Leitura rapida e interessante, com muitas citacoes e indicacoes de livros. Conteudo um pouco mais abrangente que o indicado no título. Preço na Amazon abusivo (55 reais por 160 paginas o impresso, 44 reais o ebook!). Recomendo pra quem já leu algo do Chomsky e já possui conhecimento em geopolítica, pois é do que trata o livro, mais que a ideia do Armaggedon em si.
It was an “not too bad, not too good” kind of read. Definitely too short (but understandable because it is an interview). Couldn’t say I learned much, couldn’t say I learned nothing either. I suggest you check out the sample first before deciding whether will read it. If you have absolutely no idea on nuclear weapons/environmental or it’s related affairs you might enjoy this tho. If you do and you’re looking for the “nodding-reading” type of read then this could be it.
latest book of Noam's - it's an easy read - a few hours and you are done. it has lots of great stuff every american should know - stuff like:
NO LEGAL EXERCISE OF SOVEREIGNTY BY ANY COUNTRY CAN BE TOLERATED WHICH INTERFERES WITH U.S. PLANS
successful governments or movements send the wrong message - that there may be an alternative to u.s. hegemony.
if we can't control latin america, how can we control the rest of the world?
NATO's real role is keeping europe from adopting a different path from the u.s. it must stay a vassal.
effect #1 of UN sanctions on iran? keeping western competitors out. interesting...
there's great stuff on every page and a nice summation of the concerns of David Ricardo on p.70
my favorite part of the book was that america has to tell itself; either the Nuremberg Trials were judicial murder or bush, blair, and obama must be prosecuted by their principles now.
he again points on how the u.s. keeps avoiding reparations to the countries it injures - and of course the u.s. press doesn't cover such stories because it doesn't cover victims of u.s. policy let alone victims of u.s. business or unrestrained capitalism.
if every american read noam, this government would no longer be able to control the people through smoke and mirrors because we'd be all happier staring at the hands of Oz and no longer sitting raptly in front eating the popcorn and propaganda. an informed public is the greatest enemy of the state which can see worldwide anti-war rallys only as subversive or as focus groups. governments never fight for justice, equality or stopping the endless war (unless historically pressured by the threat of the people's retaliation) because any movement towards justice, equality and stopping war means lost profits for wall street and gains only for the people - referred to lovingly as "the bewildered herd" by elite spokesman Walter Lippman.
I felt sour about this book. Not much was said about thoughts on the feasibility of nuclear power or about actions taken against environmental catastrophe. Potentially Chomsky doesn't see those as the biggest part of the picture, but if so he should have spoken on that. At times too the conversation was hard to follow.
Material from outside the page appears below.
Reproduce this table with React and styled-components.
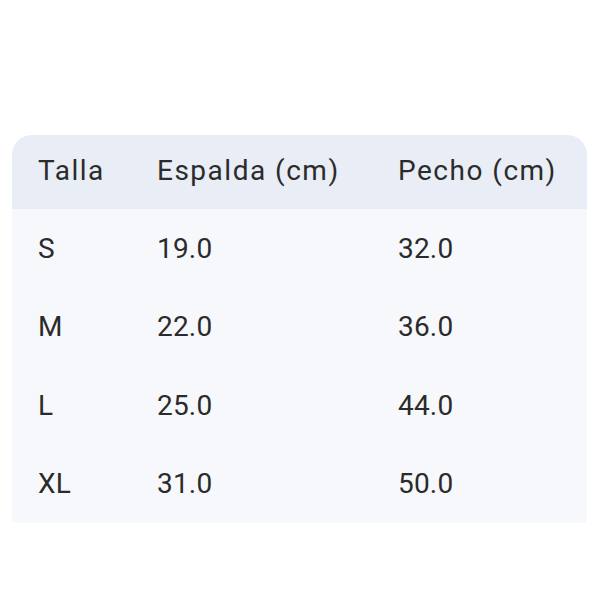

I WON THIS BOOK THROUGH GOODREADS FIRST READ GIVE-A-WAYS PROGRAM.IT IS REALLY AN INTERESTING BOOK,I HAD A HARD TIME GETTING THROUGH THIS ONE,I JUST DONT UNDERSTAND ALL THE DOINGS IN THIS ONE.I WILL HAVE TO READ AGAIN AND TRY HARDER TO UNDERSTAND.THANK YOU
Brilliant. Chomsky explains these issues in his usual clear-eyed and fact-based way. Probably half of the book consists of references and appendixes backing up his arguments. It's impossible to put down.
Excellent. Short read but incredibly full of important policy practices that are rarely discussed or examined. This book should be on every senior high school student's "must read" list.
The book was a short and easy read. I wish that it would have gone into a little more detail instead of briefly touching on multiple topics. The book left me wanting more information.